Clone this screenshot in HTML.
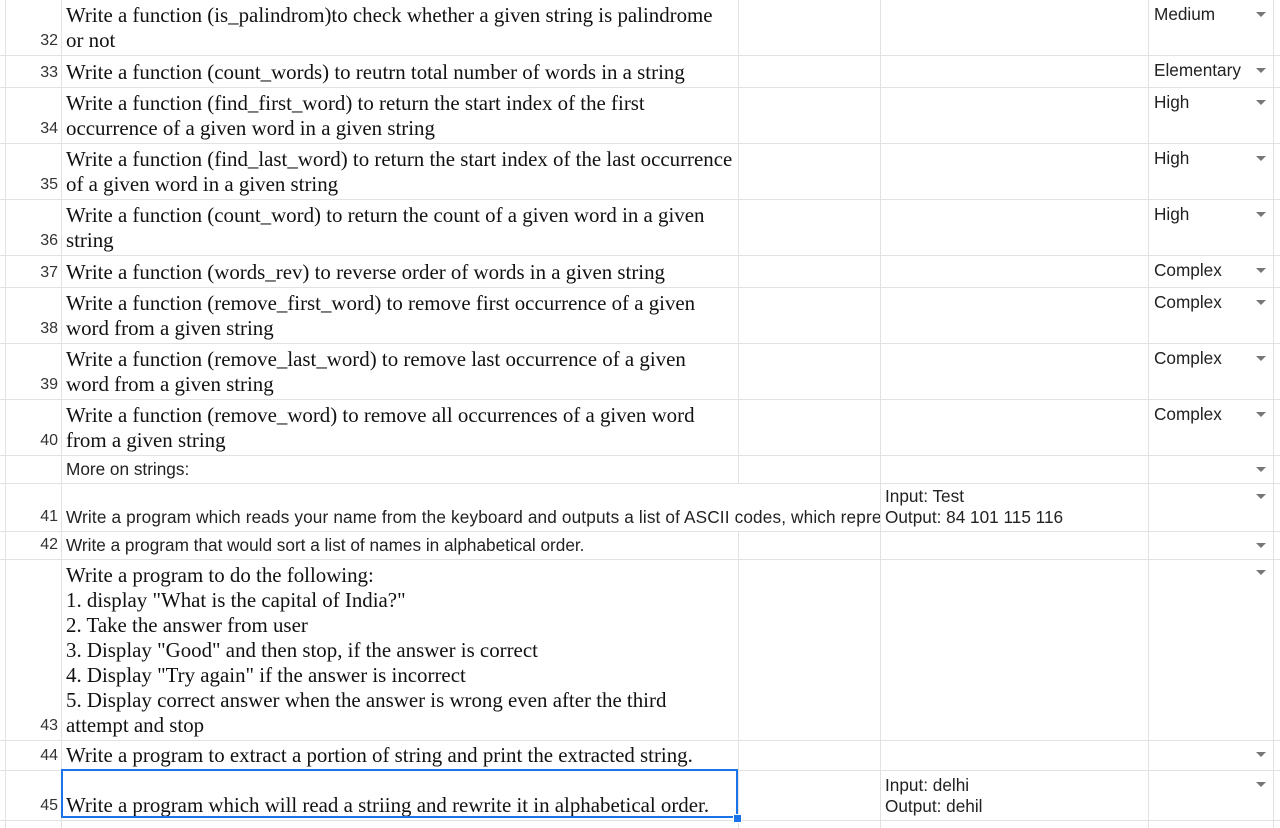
<!DOCTYPE html>
<html><head><meta charset="utf-8"><style>
body{margin:0;width:1280px;height:828px;overflow:hidden;background:#fff;position:relative;font-family:"Liberation Sans",Arial,sans-serif;color:#222}
.h{position:absolute;left:0;width:1280px;height:1px;background:#e2e2e2}
.v{position:absolute;top:0;height:828px;width:1px;background:#e2e2e2}
.c{position:absolute;display:flex;flex-direction:column;justify-content:flex-end;box-sizing:border-box;padding-bottom:2px;overflow:hidden;white-space:nowrap}
.s{font-family:"Liberation Serif","Times New Roman",serif;font-size:20.9px;line-height:25px;color:#111}
.n{font-size:16px;line-height:20px;text-align:right;color:#333;padding-bottom:4px}
.ss{font-size:17.2px;line-height:21px;padding-bottom:3px;color:#222}
.d{position:absolute;font-size:17.2px;color:#222}
.ar{position:absolute;width:0;height:0;border-left:5px solid transparent;border-right:5px solid transparent;border-top:5px solid #777}
</style></head><body>
<div class="v" style="left:5px"></div>
<div class="v" style="left:61px"></div>
<div class="v" style="left:738px"></div>
<div class="v" style="left:880px"></div>
<div class="v" style="left:1148px"></div>
<div class="v" style="left:1273px"></div>
<div class="h" style="top:55px"></div><div class="h" style="top:87px"></div><div class="h" style="top:143px"></div><div class="h" style="top:199px"></div><div class="h" style="top:255px"></div><div class="h" style="top:287px"></div><div class="h" style="top:343px"></div><div class="h" style="top:399px"></div><div class="h" style="top:455px"></div><div class="h" style="top:483px"></div><div class="h" style="top:531px"></div><div class="h" style="top:559px"></div><div class="h" style="top:740px"></div><div class="h" style="top:770px"></div><div class="h" style="top:820px"></div>

<div class="c n" style="top:0;height:55px;left:6px;width:52px">32</div>
<div class="c n" style="top:55px;height:32px;left:6px;width:52px">33</div>
<div class="c n" style="top:87px;height:56px;left:6px;width:52px">34</div>
<div class="c n" style="top:143px;height:56px;left:6px;width:52px">35</div>
<div class="c n" style="top:199px;height:56px;left:6px;width:52px">36</div>
<div class="c n" style="top:255px;height:32px;left:6px;width:52px">37</div>
<div class="c n" style="top:287px;height:56px;left:6px;width:52px">38</div>
<div class="c n" style="top:343px;height:56px;left:6px;width:52px">39</div>
<div class="c n" style="top:399px;height:56px;left:6px;width:52px">40</div>
<div class="c n" style="top:483px;height:48px;left:6px;width:52px">41</div>
<div class="c n" style="top:531px;height:28px;left:6px;width:52px">42</div>
<div class="c n" style="top:559px;height:181px;left:6px;width:52px">43</div>
<div class="c n" style="top:740px;height:30px;left:6px;width:52px">44</div>
<div class="c n" style="top:770px;height:50px;left:6px;width:52px">45</div>

<div class="c s" style="top:0;height:55px;left:66px;width:670px"><div>Write a function (is_palindrom)to check whether a given string is palindrome</div><div>or not</div></div>
<div class="c s" style="top:55px;height:32px;left:66px;width:670px">Write a function (count_words) to reutrn total number of words in a string</div>
<div class="c s" style="top:87px;height:56px;left:66px;width:670px"><div>Write a function (find_first_word) to return the start index of the first</div><div>occurrence of a given word in a given string</div></div>
<div class="c s" style="top:143px;height:56px;left:66px;width:672px"><div>Write a function (find_last_word) to return the start index of the last occurrence</div><div>of a given word in a given string</div></div>
<div class="c s" style="top:199px;height:56px;left:66px;width:670px"><div>Write a function (count_word) to return the count of a given word in a given</div><div>string</div></div>
<div class="c s" style="top:255px;height:32px;left:66px;width:670px">Write a function (words_rev) to reverse order of words in a given string</div>
<div class="c s" style="top:287px;height:56px;left:66px;width:670px"><div>Write a function (remove_first_word) to remove first occurrence of a given</div><div>word from a given string</div></div>
<div class="c s" style="top:343px;height:56px;left:66px;width:670px"><div>Write a function (remove_last_word) to remove last occurrence of a given</div><div>word from a given string</div></div>
<div class="c s" style="top:399px;height:56px;left:66px;width:670px"><div>Write a function (remove_word) to remove all occurrences of a given word</div><div>from a given string</div></div>
<div class="c ss" style="top:455px;height:28px;left:66px;width:670px">More on strings:</div>
<div class="c ss" style="top:484px;height:47px;left:62px;width:818px;padding-left:4px;background:#fff;letter-spacing:0.15px">Write a program which reads your name from the keyboard and outputs a list of ASCII codes, which repre</div>
<div class="c ss" style="top:531px;height:28px;left:66px;width:670px">Write a program that would sort a list of names in alphabetical order.</div>
<div class="c s" style="top:559px;height:181px;left:66px;width:670px"><div>Write a program to do the following:</div><div>1. display "What is the capital of India?"</div><div>2. Take the answer from user</div><div>3. Display "Good" and then stop, if the answer is correct</div><div>4. Display "Try again" if the answer is incorrect</div><div>5. Display correct answer when the answer is wrong even after the third</div><div>attempt and stop</div></div>
<div class="c s" style="top:740px;height:30px;left:66px;width:670px">Write a program to extract a portion of string and print the extracted string.</div>
<div class="c s" style="top:770px;height:50px;left:66px;width:670px">Write a program which will read a striing and rewrite it in alphabetical order.</div>

<div class="c ss" style="top:483px;height:48px;left:885px;width:262px"><div>Input: Test</div><div>Output: 84 101 115 116</div></div>
<div class="c ss" style="top:770px;height:50px;left:885px;width:262px"><div>Input: delhi</div><div>Output: dehil</div></div>

<div style="position:absolute;left:61px;top:769px;width:677px;height:49px;border:2px solid #1a73e8;box-sizing:border-box"></div>
<div style="position:absolute;left:733px;top:814px;width:7px;height:7px;background:#1a73e8;border:1px solid #fff"></div>

<div class="d" style="left:1154px;top:4px">Medium</div>
<div class="d" style="left:1154px;top:60px">Elementary</div>
<div class="d" style="left:1154px;top:92px">High</div>
<div class="d" style="left:1154px;top:148px">High</div>
<div class="d" style="left:1154px;top:204px">High</div>
<div class="d" style="left:1154px;top:260px">Complex</div>
<div class="d" style="left:1154px;top:292px">Complex</div>
<div class="d" style="left:1154px;top:348px">Complex</div>
<div class="d" style="left:1154px;top:404px">Complex</div>
<div class="ar" style="left:1256px;top:12px"></div>
<div class="ar" style="left:1256px;top:68px"></div>
<div class="ar" style="left:1256px;top:100px"></div>
<div class="ar" style="left:1256px;top:156px"></div>
<div class="ar" style="left:1256px;top:212px"></div>
<div class="ar" style="left:1256px;top:268px"></div>
<div class="ar" style="left:1256px;top:300px"></div>
<div class="ar" style="left:1256px;top:356px"></div>
<div class="ar" style="left:1256px;top:412px"></div>
<div class="ar" style="left:1256px;top:467px"></div>
<div class="ar" style="left:1256px;top:494px"></div>
<div class="ar" style="left:1256px;top:543px"></div>
<div class="ar" style="left:1256px;top:570px"></div>
<div class="ar" style="left:1256px;top:752px"></div>
<div class="ar" style="left:1256px;top:782px"></div>
</body></html>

> _Work required_:
Reproduce the material word for word. Any pictures should be left out of the copy.

> _Exercise result_:
Clone this screenshot in HTML.
<!DOCTYPE html>
<html><head><meta charset="utf-8"><style>
body{margin:0;width:1280px;height:828px;overflow:hidden;background:#fff;position:relative;font-family:"Liberation Sans",Arial,sans-serif;color:#222}
.h{position:absolute;left:0;width:1280px;height:1px;background:#e2e2e2}
.v{position:absolute;top:0;height:828px;width:1px;background:#e2e2e2}
.c{position:absolute;display:flex;flex-direction:column;justify-content:flex-end;box-sizing:border-box;padding-bottom:2px;overflow:hidden;white-space:nowrap}
.s{font-family:"Liberation Serif","Times New Roman",serif;font-size:20.9px;line-height:25px;color:#111}
.n{font-size:16px;line-height:20px;text-align:right;color:#333;padding-bottom:4px}
.ss{font-size:17.2px;line-height:21px;padding-bottom:3px;color:#222}
.d{position:absolute;font-size:17.2px;color:#222}
.ar{position:absolute;width:0;height:0;border-left:5px solid transparent;border-right:5px solid transparent;border-top:5px solid #777}
</style></head><body>
<div class="v" style="left:5px"></div>
<div class="v" style="left:61px"></div>
<div class="v" style="left:738px"></div>
<div class="v" style="left:880px"></div>
<div class="v" style="left:1148px"></div>
<div class="v" style="left:1273px"></div>
<div class="h" style="top:55px"></div><div class="h" style="top:87px"></div><div class="h" style="top:143px"></div><div class="h" style="top:199px"></div><div class="h" style="top:255px"></div><div class="h" style="top:287px"></div><div class="h" style="top:343px"></div><div class="h" style="top:399px"></div><div class="h" style="top:455px"></div><div class="h" style="top:483px"></div><div class="h" style="top:531px"></div><div class="h" style="top:559px"></div><div class="h" style="top:740px"></div><div class="h" style="top:770px"></div><div class="h" style="top:820px"></div>

<div class="c n" style="top:0;height:55px;left:6px;width:52px">32</div>
<div class="c n" style="top:55px;height:32px;left:6px;width:52px">33</div>
<div class="c n" style="top:87px;height:56px;left:6px;width:52px">34</div>
<div class="c n" style="top:143px;height:56px;left:6px;width:52px">35</div>
<div class="c n" style="top:199px;height:56px;left:6px;width:52px">36</div>
<div class="c n" style="top:255px;height:32px;left:6px;width:52px">37</div>
<div class="c n" style="top:287px;height:56px;left:6px;width:52px">38</div>
<div class="c n" style="top:343px;height:56px;left:6px;width:52px">39</div>
<div class="c n" style="top:399px;height:56px;left:6px;width:52px">40</div>
<div class="c n" style="top:483px;height:48px;left:6px;width:52px">41</div>
<div class="c n" style="top:531px;height:28px;left:6px;width:52px">42</div>
<div class="c n" style="top:559px;height:181px;left:6px;width:52px">43</div>
<div class="c n" style="top:740px;height:30px;left:6px;width:52px">44</div>
<div class="c n" style="top:770px;height:50px;left:6px;width:52px">45</div>

<div class="c s" style="top:0;height:55px;left:66px;width:670px"><div>Write a function (is_palindrom)to check whether a given string is palindrome</div><div>or not</div></div>
<div class="c s" style="top:55px;height:32px;left:66px;width:670px">Write a function (count_words) to reutrn total number of words in a string</div>
<div class="c s" style="top:87px;height:56px;left:66px;width:670px"><div>Write a function (find_first_word) to return the start index of the first</div><div>occurrence of a given word in a given string</div></div>
<div class="c s" style="top:143px;height:56px;left:66px;width:672px"><div>Write a function (find_last_word) to return the start index of the last occurrence</div><div>of a given word in a given string</div></div>
<div class="c s" style="top:199px;height:56px;left:66px;width:670px"><div>Write a function (count_word) to return the count of a given word in a given</div><div>string</div></div>
<div class="c s" style="top:255px;height:32px;left:66px;width:670px">Write a function (words_rev) to reverse order of words in a given string</div>
<div class="c s" style="top:287px;height:56px;left:66px;width:670px"><div>Write a function (remove_first_word) to remove first occurrence of a given</div><div>word from a given string</div></div>
<div class="c s" style="top:343px;height:56px;left:66px;width:670px"><div>Write a function (remove_last_word) to remove last occurrence of a given</div><div>word from a given string</div></div>
<div class="c s" style="top:399px;height:56px;left:66px;width:670px"><div>Write a function (remove_word) to remove all occurrences of a given word</div><div>from a given string</div></div>
<div class="c ss" style="top:455px;height:28px;left:66px;width:670px">More on strings:</div>
<div class="c ss" style="top:484px;height:47px;left:62px;width:818px;padding-left:4px;background:#fff;letter-spacing:0.15px">Write a program which reads your name from the keyboard and outputs a list of ASCII codes, which repre</div>
<div class="c ss" style="top:531px;height:28px;left:66px;width:670px">Write a program that would sort a list of names in alphabetical order.</div>
<div class="c s" style="top:559px;height:181px;left:66px;width:670px"><div>Write a program to do the following:</div><div>1. display "What is the capital of India?"</div><div>2. Take the answer from user</div><div>3. Display "Good" and then stop, if the answer is correct</div><div>4. Display "Try again" if the answer is incorrect</div><div>5. Display correct answer when the answer is wrong even after the third</div><div>attempt and stop</div></div>
<div class="c s" style="top:740px;height:30px;left:66px;width:670px">Write a program to extract a portion of string and print the extracted string.</div>
<div class="c s" style="top:770px;height:50px;left:66px;width:670px">Write a program which will read a striing and rewrite it in alphabetical order.</div>

<div class="c ss" style="top:483px;height:48px;left:885px;width:262px"><div>Input: Test</div><div>Output: 84 101 115 116</div></div>
<div class="c ss" style="top:770px;height:50px;left:885px;width:262px"><div>Input: delhi</div><div>Output: dehil</div></div>

<div style="position:absolute;left:61px;top:769px;width:677px;height:49px;border:2px solid #1a73e8;box-sizing:border-box"></div>
<div style="position:absolute;left:733px;top:814px;width:7px;height:7px;background:#1a73e8;border:1px solid #fff"></div>

<div class="d" style="left:1154px;top:4px">Medium</div>
<div class="d" style="left:1154px;top:60px">Elementary</div>
<div class="d" style="left:1154px;top:92px">High</div>
<div class="d" style="left:1154px;top:148px">High</div>
<div class="d" style="left:1154px;top:204px">High</div>
<div class="d" style="left:1154px;top:260px">Complex</div>
<div class="d" style="left:1154px;top:292px">Complex</div>
<div class="d" style="left:1154px;top:348px">Complex</div>
<div class="d" style="left:1154px;top:404px">Complex</div>
<div class="ar" style="left:1256px;top:12px"></div>
<div class="ar" style="left:1256px;top:68px"></div>
<div class="ar" style="left:1256px;top:100px"></div>
<div class="ar" style="left:1256px;top:156px"></div>
<div class="ar" style="left:1256px;top:212px"></div>
<div class="ar" style="left:1256px;top:268px"></div>
<div class="ar" style="left:1256px;top:300px"></div>
<div class="ar" style="left:1256px;top:356px"></div>
<div class="ar" style="left:1256px;top:412px"></div>
<div class="ar" style="left:1256px;top:467px"></div>
<div class="ar" style="left:1256px;top:494px"></div>
<div class="ar" style="left:1256px;top:543px"></div>
<div class="ar" style="left:1256px;top:570px"></div>
<div class="ar" style="left:1256px;top:752px"></div>
<div class="ar" style="left:1256px;top:782px"></div>
</body></html>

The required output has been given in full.